We also work with primary care physicians to help them address gaps in preventative care. Medical experts have created best practices for the care or treatment of people across all ages, states of health, and diseases. A gap occurs whenever there is a deviation from that best practice.

By 2021, we are committed to working with our network doctors to reduce the overall gaps in care by 10 percent. Further, we are evolving the definition of quality so that it focuses on the overall needs of our members and is patient-centric rather than disease-centric. With that view, we are committed to doubling the percentage of members that have no gaps in their continuum of care. To help us get there, we are providing doctors a financial incentive – on a sliding scale – to reward them for delivering better quality that we know helps our members stay healthy and avoid more costly care that is often needed when a health problem is not addressed early.

Using data to improve care

Incentives, of course, can be a powerful force in fostering better care. But we are also providing our doctors with something even more valuable – data.

In 2011, we started sharing raw claims data and packaged reports with eight medical partners covering some 20,000 members. We’ve since evolved these reports into an interactive web-based tool that allows physicians to analyze their patient populations and derive insights about how they can provide better care.

We have also rolled out a new data-sharing platform called HealthSphere that collects and aggregates clinical information from different systems to create a 360-degree view of the patient. Having this in-depth view of a patient can lead to more targeted, proactive, and effective care.

We continue to develop advanced analytics and population health management platforms as well as clinical decision support tools that enable our providers with actionable insights at the point of care to improve the health of our members.

Our focus on quality, however, does not end there. We recognize that a member’s health may also be affected by a range of factors that have traditionally been beyond the reach of the health care system such as access to nutritious foods, adequate housing and the availability of transportation and other non-medical resources – the so-called ‘social determinants of health.’

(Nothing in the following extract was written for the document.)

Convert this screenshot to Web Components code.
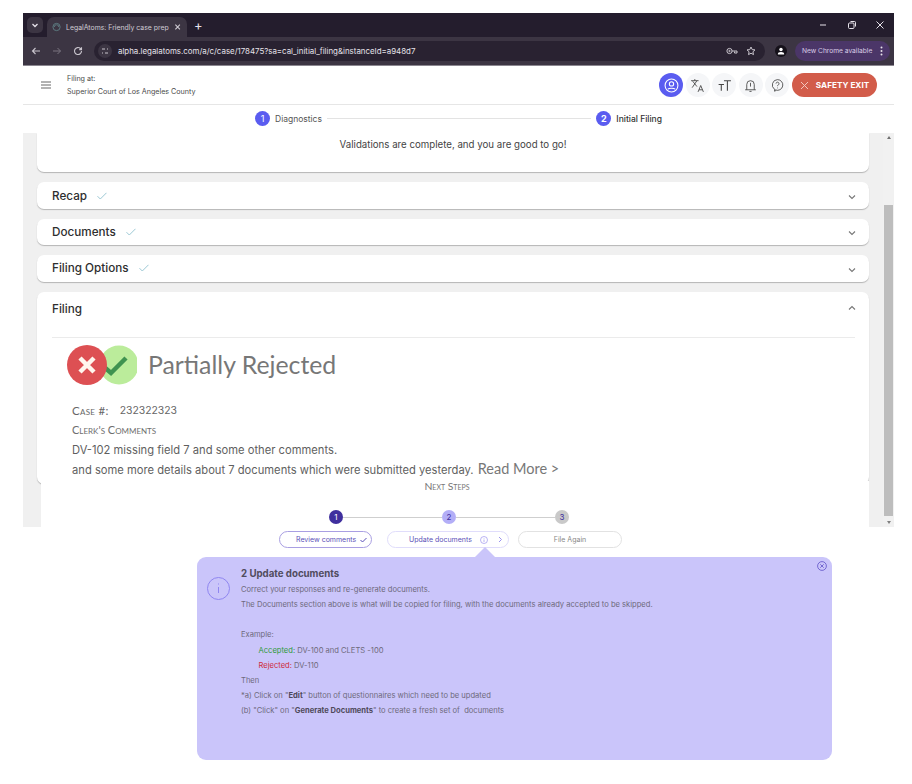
<!DOCTYPE html>
<html lang="en">
<head>
<meta charset="utf-8">
<title>LegalAtoms</title>
<style>
    html, body { margin: 0; background: #fff; font-family: Inter, "Liberation Sans", sans-serif; }
    body { padding: 13px 18px 0 23px; height: 771px; overflow: hidden; }
</style>
</head>
<body>
<chrome-bar></chrome-bar>
<app-header></app-header>
<app-stepper></app-stepper>
<case-content>
    <accordion-card class="first" plain>
        <p style="margin:0;text-align:center;font-size:9.7px;color:#444;">Validations are complete, and you are good to go!</p>
    </accordion-card>
    <accordion-card titulo="Recap" checked></accordion-card>
    <accordion-card titulo="Documents" checked></accordion-card>
    <accordion-card titulo="Filing Options" checked></accordion-card>
    <accordion-card titulo="Filing" open>
        <filing-status></filing-status>
    </accordion-card>
</case-content>
<next-steps></next-steps>

<script>
class ChromeBar extends HTMLElement {
    connectedCallback() {
        this.attachShadow({ mode: 'open' });
        this.shadowRoot.innerHTML = /* html */`
        <style>
            :host { display: block; background: #241d2d; color: #e6e2ea; font-size: 9px; }
            svg { display: block; fill: none; stroke: currentColor; }
            .tabs { height: 24px; display: flex; align-items: flex-end; padding-left: 4px; }
            .tab-list {
                inline-size: 16px; block-size: 16px; margin-bottom: 4px; border-radius: 5px; background: #3c3543;
                display: flex; align-items: center; justify-content: center;
            }
            .tab {
                inline-size: 140px; block-size: 20px; margin-left: 4px; border-radius: 7px 7px 0 0; background: #3c3543;
                display: flex; align-items: center; padding: 0 6px 0 5px; box-sizing: border-box; gap: 5px;
                font-size: 6.9px; color: #cfcbd3;
            }
            .tab span { flex: 1; white-space: nowrap; }
            .plus { margin: 0 0 5px 7px; font-size: 13px; line-height: 14px; }
            .win { margin-left: auto; display: flex; gap: 18px; margin-right: 9px; margin-bottom: 7px; }
            .toolbar {
                height: 28px; background: #3c3543; border-bottom: 1px solid #8b8790; box-sizing: content-box;
                display: flex; align-items: center; padding-left: 8px; color: #c9c5cd;
            }
            .nav { display: flex; gap: 11px; align-items: center; }
            .url {
                flex: 1; margin-left: 11px; block-size: 20px; border-radius: 10px; background: #292231;
                display: flex; align-items: center; padding: 0 9px 0 4px; gap: 6px;
            }
            .site { inline-size: 14px; block-size: 14px; border-radius: 50%; background: #3c3543; display: flex; align-items: center; justify-content: center; }
            .addr { flex: 1; font-size: 7.9px; color: #e6e2ea; white-space: nowrap; }
            .avatar { inline-size: 12px; block-size: 12px; border-radius: 50%; background: #15111a; margin-left: 10px; display: flex; align-items: center; justify-content: center; }
            .update {
                inline-size: 95px; block-size: 20px; margin: 0 4px 0 8px; box-sizing: border-box; border-radius: 10px; background: #4b3668;
                display: flex; align-items: center; justify-content: space-between; padding: 0 7px 0 7px; font-size: 6.65px; color: #d9cde6;
            }
        </style>
        <div class="tabs">
            <div class="tab-list"><svg width="8" height="8" viewBox="0 0 8 8" stroke-width="1.3"><path d="M1.5 3l2.5 2.5L6.5 3"/></svg></div>
            <div class="tab">
                <svg width="10" height="10" viewBox="0 0 10 10" stroke="#5f7f85" style="color:#5f7f85"><circle cx="5" cy="5" r="4"/><path d="M2.5 5a2.5 2.5 0 0 1 5 0"/></svg>
                <span>LegalAtoms: Friendly case prep</span>
                <svg width="8" height="8" viewBox="0 0 8 8" stroke-width="1.2"><path d="M1.5 1.5l5 5M6.5 1.5l-5 5"/></svg>
            </div>
            <div class="plus">+</div>
            <div class="win">
                <svg width="10" height="10" viewBox="0 0 10 10"><path d="M1 5h6"/></svg>
                <svg width="10" height="10" viewBox="0 0 10 10"><rect x="1.5" y="3" width="5.5" height="5.5" rx="1"/><path d="M3.5 1.5h4a1 1 0 0 1 1 1v4"/></svg>
                <svg width="10" height="10" viewBox="0 0 10 10"><path d="M1.5 1.5l7 7M8.5 1.5l-7 7"/></svg>
            </div>
        </div>
        <div class="toolbar">
            <div class="nav">
                <svg width="10" height="10" viewBox="0 0 10 10" stroke-width="1.1"><path d="M9 5H1.5M4.5 2L1.5 5l3 3"/></svg>
                <svg width="10" height="10" viewBox="0 0 10 10" stroke="#7a7580" style="color:#7a7580"><path d="M1 5h7.5M5.5 2l3 3-3 3"/></svg>
                <svg width="10" height="10" viewBox="0 0 10 10" stroke-width="1.1"><path d="M8.5 5A3.5 3.5 0 1 1 7.4 2.5L8.5 3.6M8.5 1.3v2.3H6.2"/></svg>
            </div>
            <div class="url">
                <div class="site"><svg width="8" height="8" viewBox="0 0 8 8"><path d="M1 2h3M6 2h1M1 6h1M4 6h3"/></svg></div>
                <div class="addr">alpha.legalatoms.com/a/c/case/178475?sa=cal_initial_filing&amp;instanceId=a948d7</div>
                <svg width="12" height="10" viewBox="0 0 12 10"><circle cx="3.5" cy="5" r="2.6"/><circle cx="3.5" cy="5" r=".7"/><path d="M6 5h5v2H8.5V5.5"/></svg>
                <svg style="margin-left:2px" width="10" height="10" viewBox="0 0 10 10"><path d="M5 1l1.2 2.6 2.8.3-2.1 1.9.6 2.8L5 7.2 2.5 8.6l.6-2.8L1 3.900l2.800-.3z"/></svg>
            </div>
            <div class="avatar"><svg width="8" height="8" viewBox="0 0 8 8" style="color:#fff"><circle cx="4" cy="2.500" r="1.700" fill="#fff" stroke="none"/><path d="M.8 7.500a3.200 2.400 0 0 1 6.400 0z" fill="#fff" stroke="none"/></svg></div>
            <div class="update"><span>New Chrome available</span>
                <svg width="3" height="10" viewBox="0 0 3 10"><g fill="#e6e2ea" stroke="none"><circle cx="1.500" cy="1.500" r="1"/><circle cx="1.500" cy="5" r="1"/><circle cx="1.500" cy="8.500" r="1"/></g></svg>
            </div>
        </div>`;
    }
}

class AppHeader extends HTMLElement {
    connectedCallback() {
        this.attachShadow({ mode: 'open' });
        this.shadowRoot.innerHTML = /* html */`
        <style>
            :host {
                display: flex; align-items: center; box-sizing: border-box; block-size: 39px;
                border-bottom: 1px solid #e6e6e6; padding: 0 17px 0 18px; color: #444;
            }
            svg { display: block; fill: none; stroke: currentColor; }
            .menu { margin-right: 16px; color: #666; }
            .court { font-size: 7.15px; line-height: 13px; color: #4a4a4a; }
            .acciones { margin-left: auto; display: flex; align-items: center; gap: 2.400px; }
            .circ {
                inline-size: 24px; block-size: 24px; border-radius: 50%; background: #f5f6f8;
                display: flex; align-items: center; justify-content: center; color: #444;
            }
            .circ.on { background: #5a5cf0; color: #fff; }
            .exit {
                margin-left: .6px; inline-size: 85px; block-size: 24px; border-radius: 12px; background: #d25c4a; color: #fff;
                display: flex; align-items: center; justify-content: center; gap: 7px; font-size: 8.2px; font-weight: 700;
            }
        </style>
        <svg class="menu" width="10" height="8" viewBox="0 0 10 8" stroke-width="1"><path d="M0 1h10M0 4h10M0 7h10"/></svg>
        <div class="court">Filing at:<br>Superior Court of Los Angeles County</div>
        <div class="acciones">
            <div class="circ on"><svg width="15" height="15" viewBox="0 0 14 14"><circle cx="7" cy="7" r="6"/><circle cx="7" cy="5.500" r="2"/><path d="M3.500 10.500c1-1.300 6-1.300 7 0"/></svg></div>
            <div class="circ"><svg width="15" height="15" viewBox="0 0 14 14" stroke-width=".8"><path d="M1 2.500h7M4.500 1v1.500M2 9l4.500-6.500M2.500 3l4 5"/><path d="M7.500 13l2.500-6 2.500 6M8.400 11h3.200"/></svg></div>
            <div class="circ"><svg width="15" height="15" viewBox="0 0 14 14" stroke-width="1"><path d="M1.500 6h5M4 6v6M6.500 2.500h6.500M9.700 2.500V12"/></svg></div>
            <div class="circ"><svg width="15" height="15" viewBox="0 0 14 14" stroke-width=".8"><path d="M3.500 11V6a3.500 3.500 0 0 1 7 0v5M2 11h10M6 12.500h2M7 4.500v3.500"/></svg></div>
            <div class="circ"><svg width="15" height="15" viewBox="0 0 14 14" stroke-width=".8"><path d="M7 1.500a5 5 0 1 1-2 9.600L4.500 12.500l-.3-2A5 5 0 0 1 7 1.500z"/><path d="M5.600 5.200a1.400 1.400 0 1 1 2.200 1.200c-.5.300-.8.600-.8 1.200M7 9v.6"/></svg></div>
            <div class="exit">
                <svg width="9" height="9" viewBox="0 0 9 9" stroke="#f2c4bc" style="color:#f2c4bc"><path d="M1 1l7 7M8 1L1 8"/></svg>
                <span>SAFETY EXIT</span>
            </div>
        </div>`;
    }
}

class AppStepper extends HTMLElement {
    connectedCallback() {
        this.attachShadow({ mode: 'open' });
        this.shadowRoot.innerHTML = /* html */`
        <style>
            :host {
                display: flex; align-items: center; block-size: 28px; box-sizing: border-box;
                padding: 0 232px 1px 232px; font-size: 8.5px; color: #555;
            }
            .num {
                inline-size: 15px; block-size: 15px; border-radius: 50%; background: #5a5cf0; color: #fff;
                display: flex; align-items: center; justify-content: center; font-size: 9px;
            }
            .txt { margin-left: 5px; }
            .txt.act { color: #333; font-weight: 500; }
            .linea { flex: 1; block-size: 1px; background: #e3e3e3; margin: 0 5px; }
        </style>
        <div class="num">1</div><div class="txt">Diagnostics</div>
        <div class="linea"></div>
        <div class="num"><b>2</b></div><div class="txt act">Initial Filing</div>`;
    }
}

class CaseContent extends HTMLElement {
    connectedCallback() {
        this.attachShadow({ mode: 'open' });
        this.shadowRoot.innerHTML = /* html */`
        <style>
            :host { display: flex; block-size: 394px; background: #f0f0f0; overflow: hidden; }
            .lista { flex: 1; display: flex; flex-direction: column; gap: 10px; padding: 0 14px; min-width: 0; }
            .barra {
                inline-size: 11px; background: #f1f1f1; display: flex; flex-direction: column;
                align-items: center; justify-content: space-between; padding: 3px 0 3px; box-sizing: border-box;
            }
            .thumb { inline-size: 9px; block-size: 311px; margin-top: 63px; background: #bdbdbd; }
            .tri-up { border: 2.500px solid transparent; border-top: 0; border-bottom: 3px solid #707070; }
            .tri-down { border: 2.500px solid transparent; border-bottom: 0; border-top: 3px solid #808080; margin-top: 2px; }
        </style>
        <div class="lista"><slot></slot></div>
        <div class="barra"><div class="tri-up"></div><div class="thumb"></div><div class="tri-down"></div></div>`;
    }
}

class AccordionCard extends HTMLElement {
    connectedCallback() {
        const titulo = this.getAttribute('titulo') || '';
        const plain = this.hasAttribute('plain');
        const open = this.hasAttribute('open');
        const check = this.hasAttribute('checked')
            ? `<svg class="ok" width="10" height="8" viewBox="0 0 10 8"><path d="M.5 4.200L3.300 7 9.500 .8"/></svg>` : '';
        const chevron = open ? 'M1 4.500l3-3 3 3' : 'M1 1.500l3 3 3-3';
        this.attachShadow({ mode: 'open' });
        this.shadowRoot.innerHTML = /* html */`
        <style>
            :host {
                display: block; background: #fff; border-radius: 7px; box-sizing: border-box; flex: none;
                box-shadow: 0 1px 1px 0 #b5b5b5;
            }
            :host([plain]) { block-size: 39.4px; padding-top: 6px; border-radius: 0 0 7px 7px; }
            :host([open]) { block-size: 192px; }
            header { display: flex; align-items: center; block-size: 26.4px; padding: 0 13px 0 15px; }
            :host([open]) header { block-size: 35px; }
            h2 { margin: 0; font-size: 11.7px; font-weight: 500; color: #2e2e2e; }
            .ok { margin-left: 10px; fill: none; stroke: #9cc8d4; }
            .chev { margin-left: auto; margin-top: 3px; fill: none; stroke: #777; stroke-width: 1.100; }
            :host([open]) .chev { margin-top: -3px; }
            .cuerpo { margin: 10px 14px 0 15px; border-top: 1px solid #ebebeb; }
        </style>
        ${plain ? '<slot></slot>' : `
        <header><h2>${titulo}</h2>${check}
            <svg class="chev" width="8" height="6" viewBox="0 0 8 6"><path d="${chevron}"/></svg>
        </header>
        ${open ? '<div class="cuerpo"><slot></slot></div>' : ''}`}`;
    }
}

class FilingStatus extends HTMLElement {
    connectedCallback() {
        this.attachShadow({ mode: 'open' });
        this.shadowRoot.innerHTML = /* html */`
        <style>
            :host { display: block; padding: 6px 0 0 15px; color: #666; }
            .estado { display: flex; align-items: center; gap: 11px; }
            .estado svg { display: block; }
            h1 { margin: 0; font: 400 24.8px Lato, sans-serif; color: #777; }
            .datos { margin: 17px 0 0 5px; font-family: Lato, sans-serif; }
            .caso { font-size: 11.500px; font-variant: small-caps; letter-spacing: .3px; display: flex; gap: 11px; line-height: 16px; }
            .caso span + span { font-family: Inter, sans-serif; font-variant: normal; font-size: 10.400px; letter-spacing: 0; }
            .clerk { font-size: 11px; font-variant: small-caps; margin-top: 4px; line-height: 14px; color: #6e6e6e; }
            .com { font: 400 11.200px/19.500px Inter, sans-serif; color: #5f5f5f; white-space: nowrap; margin-top: 4px; }
            .mas { font: 400 14.500px Lato, sans-serif; color: #777; margin-left: 1px; }
        </style>
        <div class="estado">
            <svg width="70" height="42" viewBox="0 0 70 42">
                <circle cx="52" cy="21" r="19.500" fill="#bbec9b"/>
                <path d="M36 22l8 7 15-15" fill="none" stroke="#3f9350" stroke-width="4.500"/>
                <circle cx="20" cy="21" r="20" fill="#dd5053"/>
                <path d="M13 14l14 14M27 14L13 28" stroke="#fff6ee" stroke-width="4.500"/>
            </svg>
            <h1>Partially Rejected</h1>
        </div>
        <div class="datos">
            <div class="caso"><span>Case #:</span><span>232322323</span></div>
            <div class="clerk">Clerk's Comments</div>
            <div class="com">DV-102 missing field 7 and some other comments.<br>
            and some more details about 7 documents which were submitted yesterday. <span class="mas">Read More &gt;</span></div>
        </div>`;
    }
}

class NextSteps extends HTMLElement {
    connectedCallback() {
        this.attachShadow({ mode: 'open' });
        this.shadowRoot.innerHTML = /* html */`
        <style>
            :host {
                display: block; position: relative; margin: -46px 25px 0 18px; background: #fff;
                block-size: 46px;
            }
            svg { display: block; fill: none; stroke: currentColor; }
            .titulo { text-align: center; padding-right: 16px; margin-top: -4px; font: 400 10.400px/16px Lato, sans-serif; font-variant: small-caps; color: #777; position: relative; top: -3px; }
            .pasos { display: flex; align-items: center; margin: 13px 0 0 288px; inline-size: 240px; }
            .num {
                inline-size: 14px; block-size: 14px; border-radius: 50%; flex: none;
                display: flex; align-items: center; justify-content: center; font-size: 8px; color: #3f2f9e;
            }
            .n1 { background: #3f2f9e; color: #fff; }
            .n2 { background: #b3aef7; }
            .n3 { background: #c9c9c9; }
            .raya { flex: 1; block-size: 1px; background: #cfcfcf; }
            .pills { display: flex; margin: 7px 0 0 238px; font-size: 7px; color: #5b50b8; }
            .pill {
                box-sizing: border-box; block-size: 17px; border-radius: 9px; border: 1px solid #a99fe2;
                display: flex; align-items: center; justify-content: center; gap: 4px; white-space: nowrap;
            }
            .p1 { inline-size: 93px; justify-content: flex-start; padding-left: 16px; }
            .p2 { inline-size: 122px; margin-left: 15px; border-color: #e0ddfb; justify-content: flex-start; padding-left: 21px; }
            .p3 { inline-size: 104px; margin-left: 9px; border-color: #e2e2e2; color: #888; }
            .p2 .i { margin-left: 4px; color: #9c94ee; }
            .p2 .f { margin-left: 6px; color: #9c94ee; }
            .flecha {
                position: absolute; left: 434px; top: 66px; inline-size: 0; block-size: 0;
                border-left: 10px solid transparent; border-right: 10px solid transparent; border-bottom: 10px solid #cac5fa;
            }
        </style>
        <div>
            <div class="titulo">Next Steps</div>
            <div class="pasos">
                <div class="num n1">1</div><div class="raya"></div>
                <div class="num n2">2</div><div class="raya"></div>
                <div class="num n3">3</div>
            </div>
            <div class="pills">
                <div class="pill p1"><span>Review comments</span><svg width="7" height="6" viewBox="0 0 7 6" stroke-width="1"><path d="M.5 3l2 2L6.500 1"/></svg></div>
                <div class="pill p2"><span>Update documents</span>
                    <svg class="i" width="8" height="8" viewBox="0 0 8 8" stroke-width=".7"><circle cx="4" cy="4" r="3.500"/><path d="M4 3.500V6M4 2v.6"/></svg>
                    <svg class="f" width="5" height="7" viewBox="0 0 5 7" stroke-width="1"><path d="M1 1l2.500 2.500L1 6"/></svg>
                </div>
                <div class="pill p3">File Again</div>
            </div>
            <div class="flecha"></div>
            <step-popup></step-popup>
        </div>`;
    }
}

class StepPopup extends HTMLElement {
    connectedCallback() {
        this.attachShadow({ mode: 'open' });
        this.shadowRoot.innerHTML = /* html */`
        <style>
            :host {
                display: flex; position: relative; box-sizing: border-box; margin: 9px 0 0 156px; inline-size: 635px; block-size: 203px;
                background: #cac5fa; border-radius: 9px; padding: 9px 0 0 10px; color: #6e6a7c;
                font-size: 7.580px; line-height: 15.150px;
            }
            svg { display: block; fill: none; stroke: currentColor; }
            .info { margin-top: 11px; color: #8f86f0; flex: none; }
            .texto { margin-left: 11px; white-space: nowrap; }
            h3 { margin: 0; font-size: 9.700px; line-height: 16px; font-weight: 700; color: #514c5e; }
            p { margin: 0; }
            .sangria { padding-left: 17.500px; }
            .ok { color: #2f9a3a; }
            .no { color: #cf2c3a; }
            b { color: #4f4a5a; font-weight: 700; }
            .cerrar { position: absolute; top: 4px; right: 5px; color: #5f52c8; }
        </style>
        <svg class="info" width="23" height="23" viewBox="0 0 23 23"><circle cx="11.500" cy="11.500" r="11"/><path d="M11.500 10v6M11.500 6.500v1"/></svg>
        <div class="texto">
            <h3>2 Update documents</h3>
            <p>Correct your responses and re-generate documents.</p>
            <p>The Documents section above is what will be copied for filing, with the documents already accepted to be skipped.</p>
            <p>&nbsp;</p>
            <p>Example:</p>
            <p class="sangria"><span class="ok">Accepted:</span> DV-100 and CLETS -100</p>
            <p class="sangria"><span class="no">Rejected:</span> DV-110</p>
            <p>Then</p>
            <p>*a) Click on "<b>Edit</b>" button of questionnaires which need to be updated</p>
            <p>(b) "Click" on "<b>Generate Documents</b>" to create a fresh set of&nbsp; documents</p>
        </div>
        <svg class="cerrar" width="10" height="10" viewBox="0 0 10 10" stroke-width=".8"><circle cx="5" cy="5" r="4.400"/><path d="M3.300 3.300l3.400 3.400M6.700 3.300L3.300 6.700"/></svg>`;
    }
}

customElements.define('chrome-bar', ChromeBar);
customElements.define('app-header', AppHeader);
customElements.define('app-stepper', AppStepper);
customElements.define('case-content', CaseContent);
customElements.define('accordion-card', AccordionCard);
customElements.define('filing-status', FilingStatus);
customElements.define('next-steps', NextSteps);
customElements.define('step-popup', StepPopup);
</script>
</body>
</html>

So, we are partnering with health systems and community health organizations on a demonstration project to build a model to address these factors and quantify the improvements in cost and overall health. The program, which was piloted with RWJBarnabas Health and focused on high-risk members in four Newark zip codes, will expand to 100 zip codes across New Jersey.

We are also improving the quality of care our members get by doing more to treat people holistically by putting body and mind on equal footing. To do this, we have deployed new tools and brought in new partners to give doctors the resources they need to integrate behavioral and physical health care for their patients.

We have metrics for all these individual programs, but the larger question remains: Have we moved the needle in terms of overall healthcare quality in New Jersey? It’s an important question. In 2018, New Jersey ranked 25th in state health system performance – right in the middle of the pack.

But data on our patient-centered, value-based care programs show we are starting to have an impact:

  • 4 percent lower rate of hospital inpatient admissions
  • 6 percent higher rate of colorectal cancer screenings
  • 7 percent higher rate of breast cancer screenings
  • 24 percent lower rate of readmissions for patients with diabetes
  • 2 percent reduction in potentially avoidable ER visits

We are on the right path but, there is still plenty of room for improvement. I was a football player in my younger days. For me, achieving the Triple Aim - improving the cost, quality, and patient-experience of health care – is a lot like football. Success requires everyone doing their part and only comes when all of us do our part together.